While most people experience some level of tiredness at various points in their daily lives (after heavy meals or following a bad night’s sleep), some people spend months in a state of constant fatigue without an obvious reason behind it. It’s important to know which group you’re in… and you may need to consult a doctor if you’re part of the latter group.
It’s normal (albeit not very polite) to nod off during a boring meeting or while watching a dull movie, especially when you’ve been stressed out, had a bad night’s sleep, eaten unhealthy or large meals, or even because of certain prescription drug’s side effects.
While I call this “typical fatigue”, this isn’t a medical term, just my own way of referring to it. In a nutshell, we’re talking about short-term fatigue, to which you can associate a cause.
For example, if you’ve been studying hard, eating poorly, and going to bed at weird hours for a full week, it’s normal to feel tired. Once your exam is over and you get back into your regular eating, sleeping, and activity pattern, this type of fatigue should go away on its own, or with the help of some relaxing activities like yoga, meditation, or even reading.
Similarly, if you suffer from a medical condition such as depression, MS, ulcers, diabetes, sleep apnea, etc., you will likely experience fatigue as a result of your condition or as a prescription drug side effect.
In some cases, a simple and easy-to-fix deficiency could be to blame. For example, an iron deficiency could make you feel exhausted and around 15% of North American women have iron deficiency anemia. A simple blood test should point out this deficiency and you should then increase your iron intake by changing your diet slightly (through adding red meat, spinach, tofu, pumpkin, beans, etc.)
If you suffer from fatigue fairly regularly, you may want to review your lifestyle habits and consider changing them.

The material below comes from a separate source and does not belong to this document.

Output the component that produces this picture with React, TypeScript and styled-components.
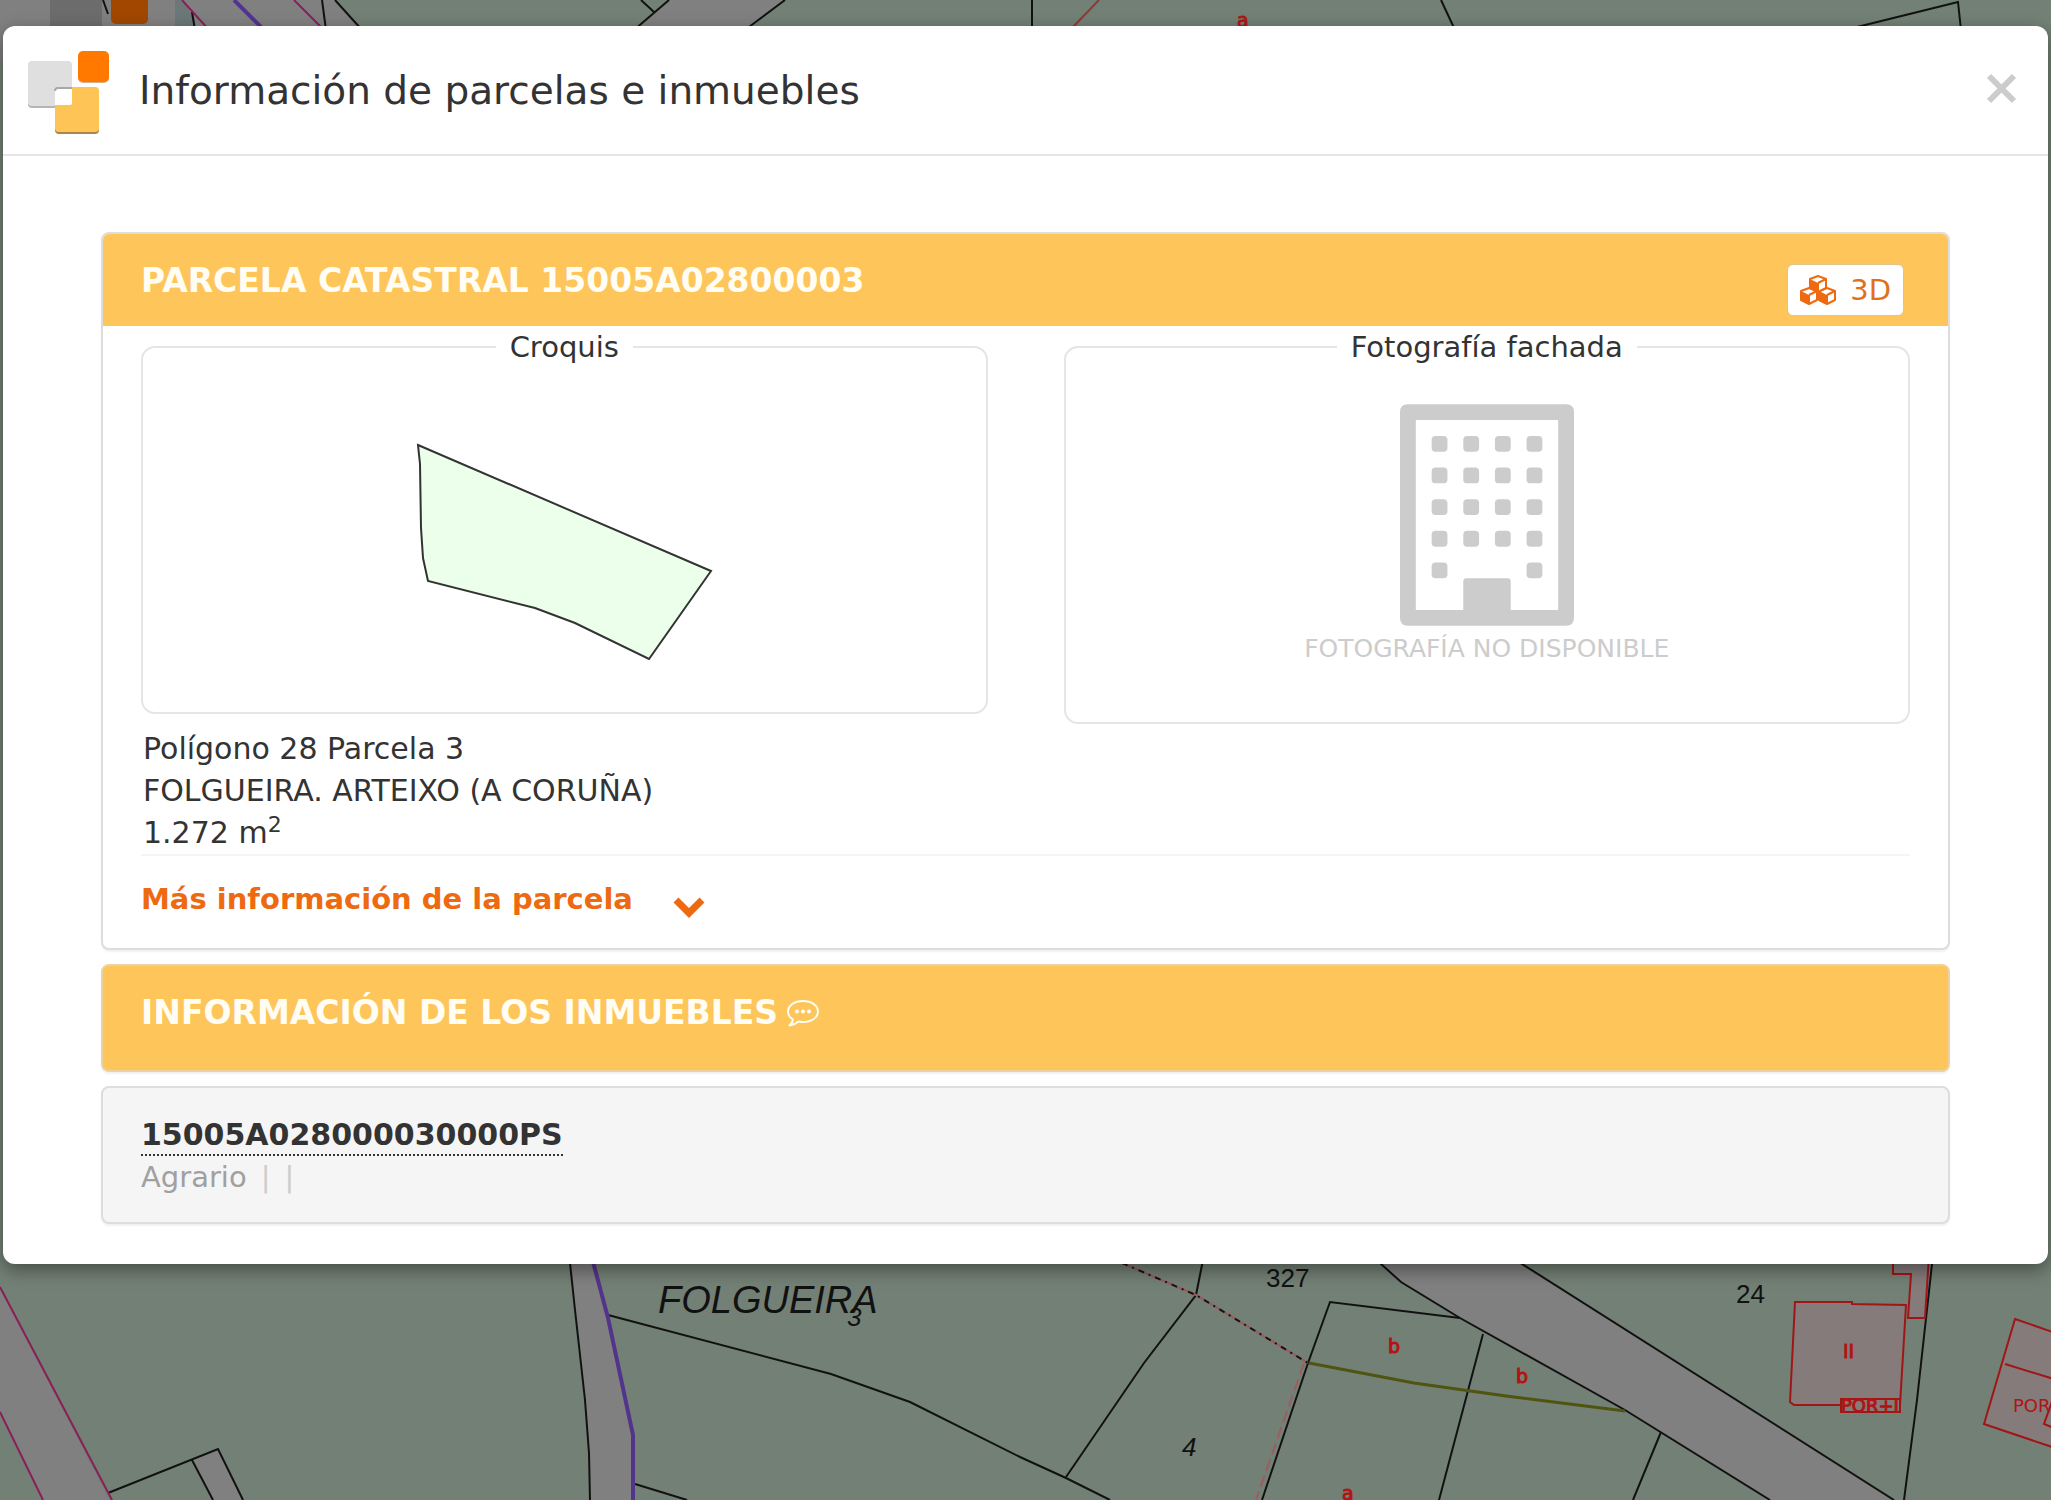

For example, you could do the following:
- Stop smoking
- Eat more fresh fruit and vegetables
- Eat less processed food, such as cakes, burgers, white bread,or anything with white flour
- Start an exercise program such as a daily walk
- Get 8 hours of sleep per night
Chronic Fatigue Syndrome
If you’ve been experiencing severe fatigue for more than six months as well as flu-like symptoms, you should talk to your doctor. You may suffer from Chronic Fatigue Syndrome. While there is no exact test to determine if you suffer from this condition, your doctor should be able to recognize it. For example, you should mention these symptoms to your doctor if you’ve been experiencing them:
- Sore throat, fever, and other flu-like symptoms
- Muscle pain without an apparent cause
- Joint pain without swelling or redness
- Painful headaches
- Severe fatigue that you can’t attribute to anything in particular (lifestyle or medically speaking)
- Loss of concentration or even memory lapse
- Tender lymph glands
- Poor quality of sleep (falling and remaining asleep)
While there isn’t a cure for Chronic Fatigue Syndrome, your doctor should be able to recommend ways to manage its symptoms and improve your quality of life as well as energy levels.